### Task details
Show every line containing "React" by copying it.

%%

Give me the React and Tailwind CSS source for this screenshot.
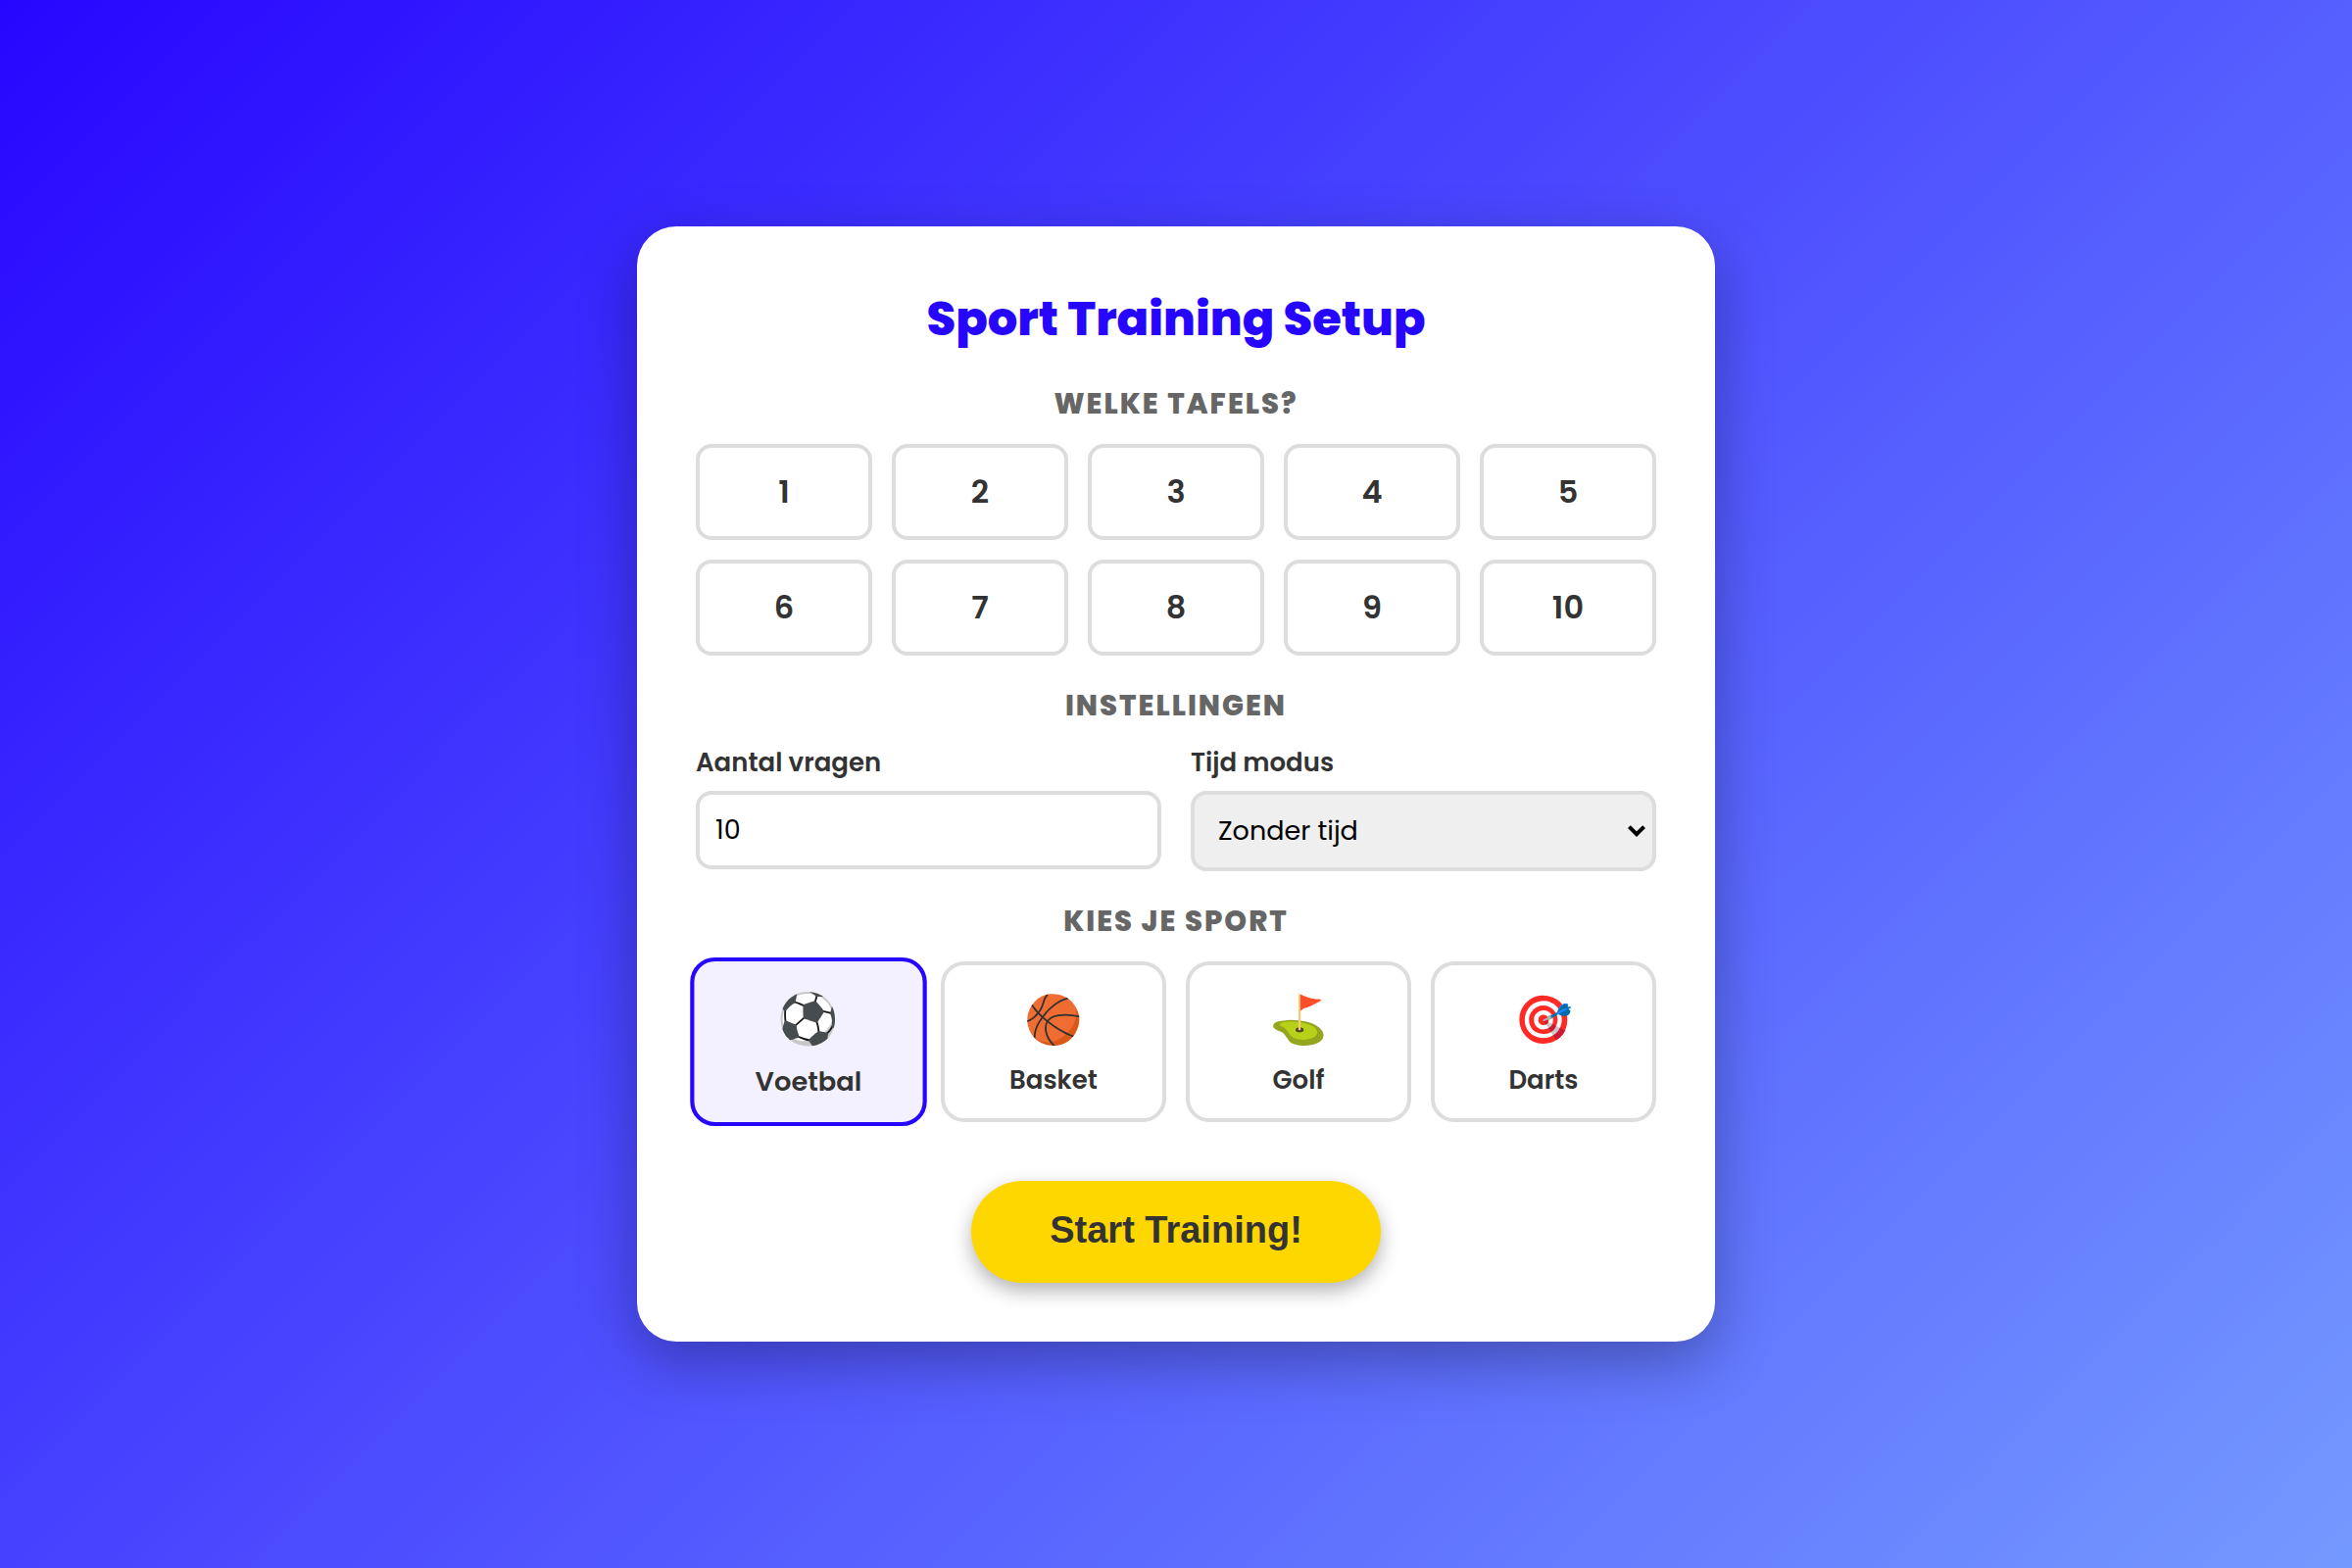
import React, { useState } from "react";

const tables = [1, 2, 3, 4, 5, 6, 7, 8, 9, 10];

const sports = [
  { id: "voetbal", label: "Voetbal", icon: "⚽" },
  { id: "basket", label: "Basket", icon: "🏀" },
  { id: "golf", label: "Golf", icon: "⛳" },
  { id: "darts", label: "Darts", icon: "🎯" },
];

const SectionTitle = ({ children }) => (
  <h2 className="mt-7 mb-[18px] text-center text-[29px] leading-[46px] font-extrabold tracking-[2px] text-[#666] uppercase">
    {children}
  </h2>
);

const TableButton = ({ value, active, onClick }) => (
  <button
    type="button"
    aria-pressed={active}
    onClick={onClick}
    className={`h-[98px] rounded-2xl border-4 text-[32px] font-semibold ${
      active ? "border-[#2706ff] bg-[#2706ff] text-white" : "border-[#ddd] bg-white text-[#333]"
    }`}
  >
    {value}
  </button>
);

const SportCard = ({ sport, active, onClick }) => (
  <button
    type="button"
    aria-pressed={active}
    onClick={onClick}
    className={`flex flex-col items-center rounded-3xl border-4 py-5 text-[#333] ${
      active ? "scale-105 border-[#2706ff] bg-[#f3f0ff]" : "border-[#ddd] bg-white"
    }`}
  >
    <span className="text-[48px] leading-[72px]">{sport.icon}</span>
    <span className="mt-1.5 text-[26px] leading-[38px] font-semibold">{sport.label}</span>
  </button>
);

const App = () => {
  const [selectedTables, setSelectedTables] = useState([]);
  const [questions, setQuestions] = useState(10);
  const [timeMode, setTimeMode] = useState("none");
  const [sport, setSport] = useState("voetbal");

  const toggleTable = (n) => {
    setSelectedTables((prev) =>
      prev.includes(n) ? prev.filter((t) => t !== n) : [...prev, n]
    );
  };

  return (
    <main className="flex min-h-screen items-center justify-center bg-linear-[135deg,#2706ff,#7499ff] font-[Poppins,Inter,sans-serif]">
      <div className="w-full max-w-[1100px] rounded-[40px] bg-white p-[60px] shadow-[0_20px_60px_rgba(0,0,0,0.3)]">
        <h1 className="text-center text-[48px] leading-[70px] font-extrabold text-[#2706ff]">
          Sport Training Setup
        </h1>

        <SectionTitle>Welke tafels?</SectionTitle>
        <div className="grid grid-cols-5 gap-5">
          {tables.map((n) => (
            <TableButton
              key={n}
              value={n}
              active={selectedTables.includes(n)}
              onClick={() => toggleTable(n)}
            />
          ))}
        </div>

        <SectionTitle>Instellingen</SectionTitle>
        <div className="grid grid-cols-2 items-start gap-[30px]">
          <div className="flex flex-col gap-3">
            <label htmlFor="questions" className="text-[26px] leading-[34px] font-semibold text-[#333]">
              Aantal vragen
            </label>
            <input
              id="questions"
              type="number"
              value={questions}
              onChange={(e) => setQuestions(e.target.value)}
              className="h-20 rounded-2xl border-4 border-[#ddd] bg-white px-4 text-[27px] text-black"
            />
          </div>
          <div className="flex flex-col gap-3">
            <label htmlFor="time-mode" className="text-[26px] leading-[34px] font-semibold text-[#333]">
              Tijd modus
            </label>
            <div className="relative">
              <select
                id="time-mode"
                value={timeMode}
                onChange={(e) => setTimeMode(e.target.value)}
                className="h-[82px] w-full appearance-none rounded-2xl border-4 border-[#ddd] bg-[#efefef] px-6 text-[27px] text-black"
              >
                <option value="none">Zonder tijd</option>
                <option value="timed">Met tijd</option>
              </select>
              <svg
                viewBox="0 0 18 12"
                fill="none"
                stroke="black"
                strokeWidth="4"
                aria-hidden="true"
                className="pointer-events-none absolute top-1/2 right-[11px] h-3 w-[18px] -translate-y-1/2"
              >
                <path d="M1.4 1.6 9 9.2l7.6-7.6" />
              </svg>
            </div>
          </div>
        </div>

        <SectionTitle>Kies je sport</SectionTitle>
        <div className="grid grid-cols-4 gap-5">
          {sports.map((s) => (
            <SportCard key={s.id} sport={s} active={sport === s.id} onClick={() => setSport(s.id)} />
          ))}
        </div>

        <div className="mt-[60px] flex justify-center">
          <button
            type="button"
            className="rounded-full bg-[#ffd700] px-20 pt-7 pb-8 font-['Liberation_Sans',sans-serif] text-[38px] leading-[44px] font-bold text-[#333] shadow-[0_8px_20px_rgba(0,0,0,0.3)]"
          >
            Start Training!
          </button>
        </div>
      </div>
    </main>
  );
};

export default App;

%%

### Exercise answer
Give me the React and Tailwind CSS source for this screenshot.
import React, { useState } from "react";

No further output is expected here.